Nail polish and acrylic nails should also come off. The surgical team monitors your oxygen levels through a sensor clipped to your finger, and nail coverings can interfere with the reading.
Pack for Recovery, Not Just Delivery
A cesarean hospital stay is typically 2 to 4 days, and what you pack should reflect the reality of abdominal surgery recovery. The most important clothing detail: everything that touches your midsection should sit above or well below your incision line. High-waisted underwear, loose pajama pants, or comfortable dresses are better choices than anything with a standard waistband. The hospital provides mesh underwear, but most people prefer having their own soft cotton pairs as well.
A nursing pillow is particularly useful after a cesarean because it props the baby up and away from your incision during feeding. Non-slip socks or slippers matter because you’ll be walking the halls within 12 to 24 hours, and rubber shower shoes are worth having since you may not be able to bend easily. Dry shampoo is practical since showering won’t happen immediately. Pack fiber-rich snacks like dried fruit, granola bars, or crackers, because getting your digestive system moving again after surgery and anesthesia takes time and effort.

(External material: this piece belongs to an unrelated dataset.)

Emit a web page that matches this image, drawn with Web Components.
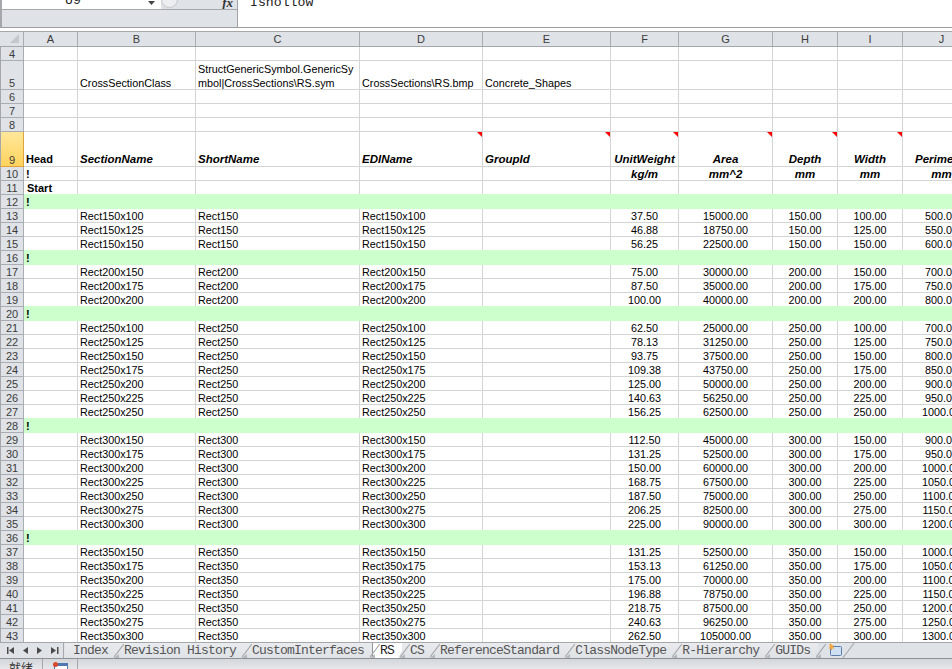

Bring your own pillow if you want one, ideally in a patterned or colored pillowcase so it doesn’t get mixed in with hospital linens. Phone chargers, a long charging cable that reaches from the outlet to the bed, and entertainment for the quieter hours round out the essentials.
Prioritize Sleep
This is the hardest item on the list and the one that matters more than most people realize. A meta-analysis of over 1,200 surgical patients found that people with poor sleep the night before surgery were nearly 2.7 times more likely to experience moderate to severe pain on the first day after the procedure. Poor preoperative sleep also increases the amount of pain medication needed during recovery.
Anxiety the night before surgery is completely normal, and that’s exactly what makes sleep difficult. A few things that help: finish your packing and skin prep early in the evening so you’re not rushing. Set out everything you need for the morning, including your ID, insurance card, and any paperwork. Write down your questions for the surgical team so they’re not circling in your head. Keep screens off in the hour before bed. If you have a meditation or breathing app you like, this is a good night to use it. Even imperfect rest is better than none.
Morning-Of Logistics
Most hospitals ask you to arrive about 2 hours before your scheduled surgery time. That buffer covers check-in, paperwork, IV placement, fetal monitoring, and meeting your anesthesia team. Eat nothing. If you’re within your clear-liquid window (more than 2 hours before surgery), you can still drink water, juice without pulp, or that carbohydrate drink if your provider prescribed one.
Leave all jewelry at home. Wear something easy to change out of, since you’ll be putting on a hospital gown quickly. Bring your car seat already installed in the vehicle, because the hospital will check it before discharge. Have your support person’s phone charged and ready, because the next few hours will go faster than either of you expects.